What is needed: Keep only the lines where "React" appears.

** begin Stored data **

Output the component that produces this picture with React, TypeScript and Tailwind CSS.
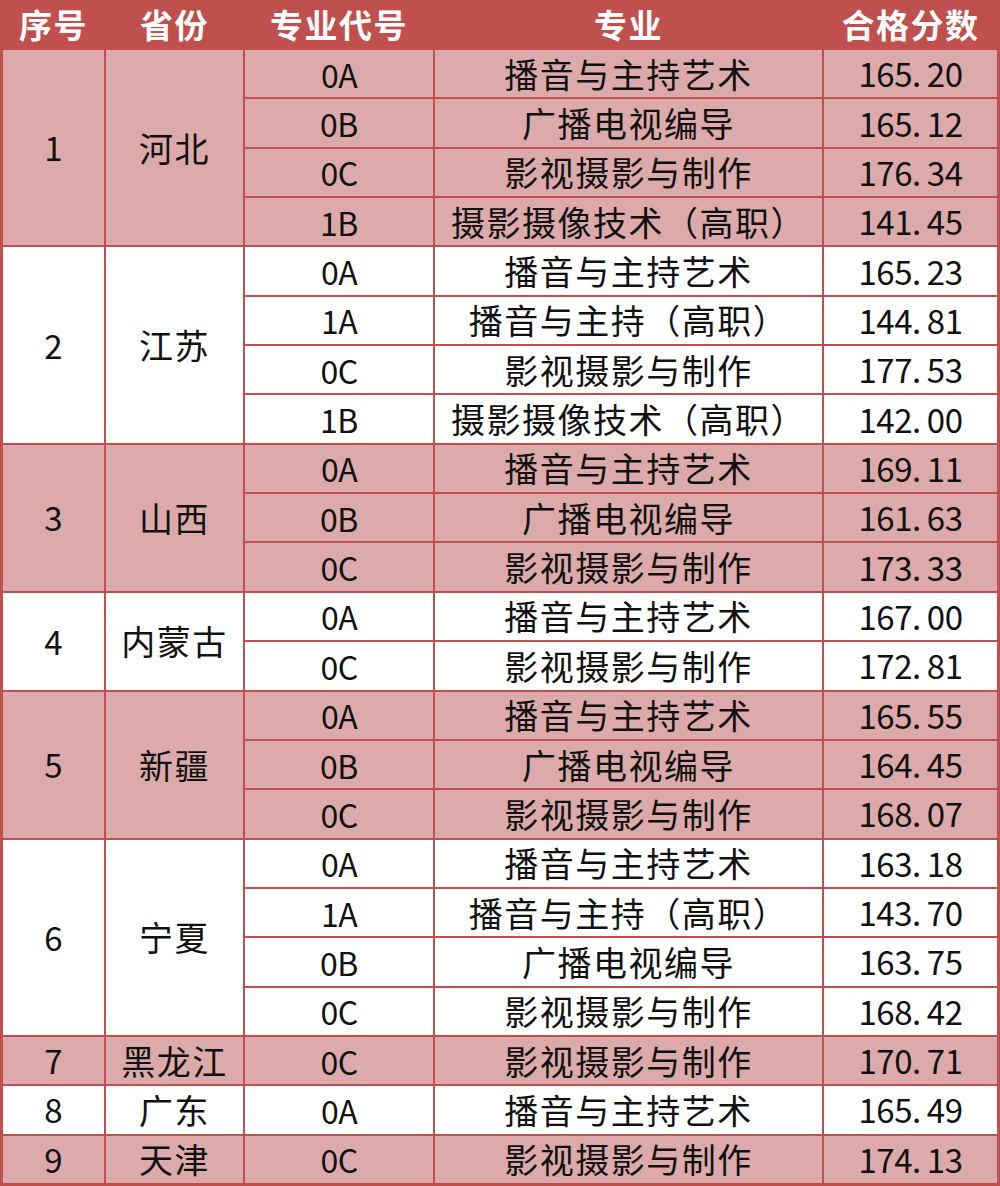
import React from 'react';

type Group = {
  seq: number;
  province: string;
  items: [string, string, string][];
};

const groups: Group[] = [
  {
    seq: 1,
    province: '河北',
    items: [
      ['0A', '播音与主持艺术', '165.20'],
      ['0B', '广播电视编导', '165.12'],
      ['0C', '影视摄影与制作', '176.34'],
      ['1B', '摄影摄像技术（高职）', '141.45'],
    ],
  },
  {
    seq: 2,
    province: '江苏',
    items: [
      ['0A', '播音与主持艺术', '165.23'],
      ['1A', '播音与主持（高职）', '144.81'],
      ['0C', '影视摄影与制作', '177.53'],
      ['1B', '摄影摄像技术（高职）', '142.00'],
    ],
  },
  {
    seq: 3,
    province: '山西',
    items: [
      ['0A', '播音与主持艺术', '169.11'],
      ['0B', '广播电视编导', '161.63'],
      ['0C', '影视摄影与制作', '173.33'],
    ],
  },
  {
    seq: 4,
    province: '内蒙古',
    items: [
      ['0A', '播音与主持艺术', '167.00'],
      ['0C', '影视摄影与制作', '172.81'],
    ],
  },
  {
    seq: 5,
    province: '新疆',
    items: [
      ['0A', '播音与主持艺术', '165.55'],
      ['0B', '广播电视编导', '164.45'],
      ['0C', '影视摄影与制作', '168.07'],
    ],
  },
  {
    seq: 6,
    province: '宁夏',
    items: [
      ['0A', '播音与主持艺术', '163.18'],
      ['1A', '播音与主持（高职）', '143.70'],
      ['0B', '广播电视编导', '163.75'],
      ['0C', '影视摄影与制作', '168.42'],
    ],
  },
  { seq: 7, province: '黑龙江', items: [['0C', '影视摄影与制作', '170.71']] },
  { seq: 8, province: '广东', items: [['0A', '播音与主持艺术', '165.49']] },
  { seq: 9, province: '天津', items: [['0C', '影视摄影与制作', '174.13']] },
];

const spans: Record<number, string> = {
  1: 'row-span-1',
  2: 'row-span-2',
  3: 'row-span-3',
  4: 'row-span-4',
};

const headers = ['序号', '省份', '专业代号', '专业', '合格分数'];

// half-width dot, like the original sheet font
const Score = ({ value }: { value: string }) => {
  const [a, b] = value.split('.');
  return (
    <span className="tracking-[-0.5px]">
      {a}
      <span className="inline-block w-[0.45em] text-left">.</span>
      {b}
    </span>
  );
};

export default function App() {
  return (
    <div
      className="w-[1000px] h-[1186px] bg-[#c0504d] px-[3px] pb-[3px] grid grid-cols-[101px_137px_188px_387px_173px] grid-rows-[48px_repeat(23,1fr)] gap-[2px] text-[#111]"
      style={{ fontFamily: '"Noto Sans CJK SC", "Noto Sans", sans-serif' }}
    >
      {headers.map((h) => (
        <div
          key={h}
          className="flex items-center justify-center text-white font-bold text-[33px] tracking-[1.5px] leading-none"
        >
          {h}
        </div>
      ))}
      {groups.map((g, gi) => {
        const bg = gi % 2 === 0 ? 'bg-[#dcaaaa]' : 'bg-white';
        const span = spans[g.items.length];
        return (
          <React.Fragment key={g.seq}>
            <div className={`${span} ${bg} flex items-center justify-center text-[33px] leading-none`}>
              {g.seq}
            </div>
            <div className={`${span} ${bg} flex items-center justify-center text-[34px] tracking-[1.5px] leading-none`}>
              {g.province}
            </div>
            {g.items.map(([code, major, score]) => (
              <React.Fragment key={code + major}>
                <div className={`${bg} flex items-center justify-center text-[32px] tracking-[-0.5px] leading-none`}>
                  {code}
                </div>
                <div className={`${bg} flex items-center justify-center text-[34px] tracking-[1.5px] leading-none`}>
                  {major}
                </div>
                <div className={`${bg} flex items-center justify-center text-[33px] leading-none`}>
                  <Score value={score} />
                </div>
              </React.Fragment>
            ))}
          </React.Fragment>
        );
      })}
    </div>
  );
}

** end Stored data **

Exercise output:
Output the component that produces this picture with React, TypeScript and Tailwind CSS.
import React from 'react';
          <React.Fragment key={g.seq}>
              <React.Fragment key={code + major}>
              </React.Fragment>
          </React.Fragment>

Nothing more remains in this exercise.